= Atypical SLCs =

Atypical Solute Carrier Families (Atypical SLCs) are novel plausible secondary active or facilitative transporter proteins that share ancestral background with the known solute carrier families (SLCs). However, they have not been assigned a name according to the SLC root system, or been classified into any of the existing SLC families.

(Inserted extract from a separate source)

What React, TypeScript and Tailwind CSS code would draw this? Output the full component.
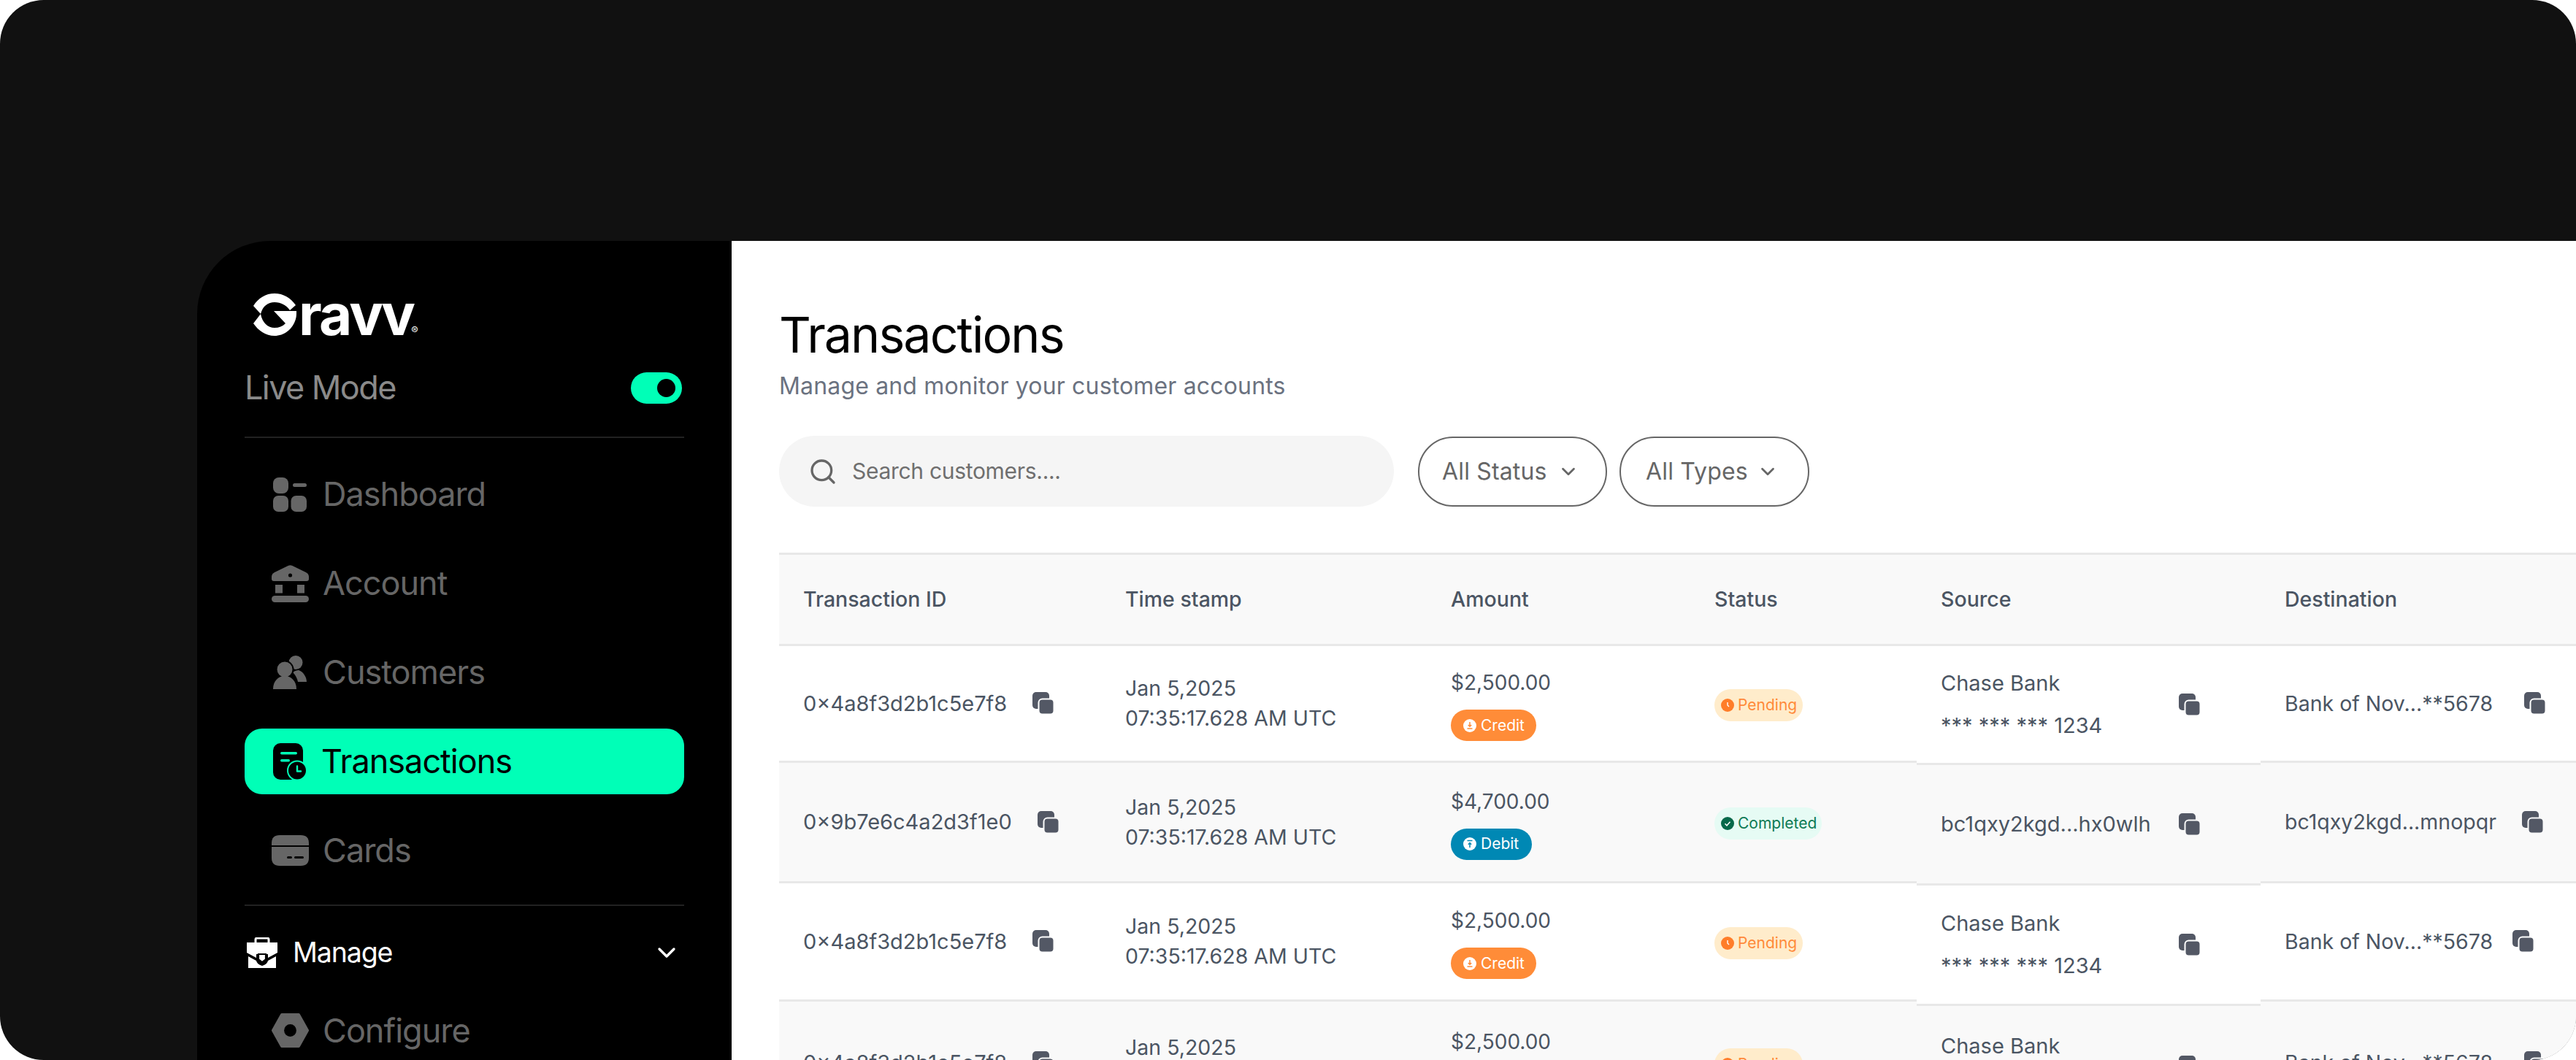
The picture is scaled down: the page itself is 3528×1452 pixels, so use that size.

== Atypical major facilitator superfamily transport families ==
Most atypical SLCs are families within the major facilitator superfamily (MFS). These atypical SLCs are plausible secondary active or facilitative transporter proteins that share ancestry with the known solute carriers. They are, however, not named according to the SLC root system, or classified into any of the existing SLC families. Atypical MFS transporter families (ATMFs) are categorised based on their sequence similarity and phylogenetic closeness.

| AMTF | Family members | SLC family |
|---|---|---|
| AMTF1 | MFSD9, MFSD10, MFSD14A, MFSD14B | SLC46 |
| AMTF2 | MFSD8 |  |
| AMTF3 | MFSD4A, MFSD4B |  |
| AMTF4 | CLN3 |  |
| AMTF5 | MFSD7 | SLC49 |
| AMTF6 | MFSD1, MFSD5 |  |
| AMTF7 | MFSD12 |  |
| AMTF8 | MFSD2A, MFSD2B |  |
| AMTF9 | SV2A, SV2B, SV2C, SVOP, SVOPL | SLC22 |
| AMTF10 | MFSD11, UNC93A, UNC93B1 |  |
| AMTF11 | SPNS1, SPNS2, SPNS3 |  |
| AMTF12 | MFSD13A |  |
| AMTF13 | MFSD6 |  |
| AMTF14 | MFSD6L |  |
| AMTF15 | MFSD3 |  |

Some Atypical SLC of MFS type are: OCA2, CLN3, SPNS1, SPNS2, SPNS3, SV2A, SV2B, SV2C, SVOP, SVOPL, MFSD1, MFSD2A, MFSD2B, MFSD3, MFSD4A, MFSD4B, MFSD5, MFSD6, MFSD6L, MFSD8, MFSD9, MFSD10, MFSD11, MFSD12, MFSD13A, MFSD14A, MFSD14B, UNC93A and UNC93B1. All these are atypical SLCs found within the Major facilitator superfamily. Also TMEM104 (APC clan), OCA2 (IT clan) and CLN3 (having no clan) are atypical SLCs in humans.

== Non-MFS transport families ==
Although most atypical SLCs are from the major facilitator superfamily, there are exceptions: TMEM104 (APC superfamily), OCA2 (IT superfamily) and CLN3 (unknown superfamily).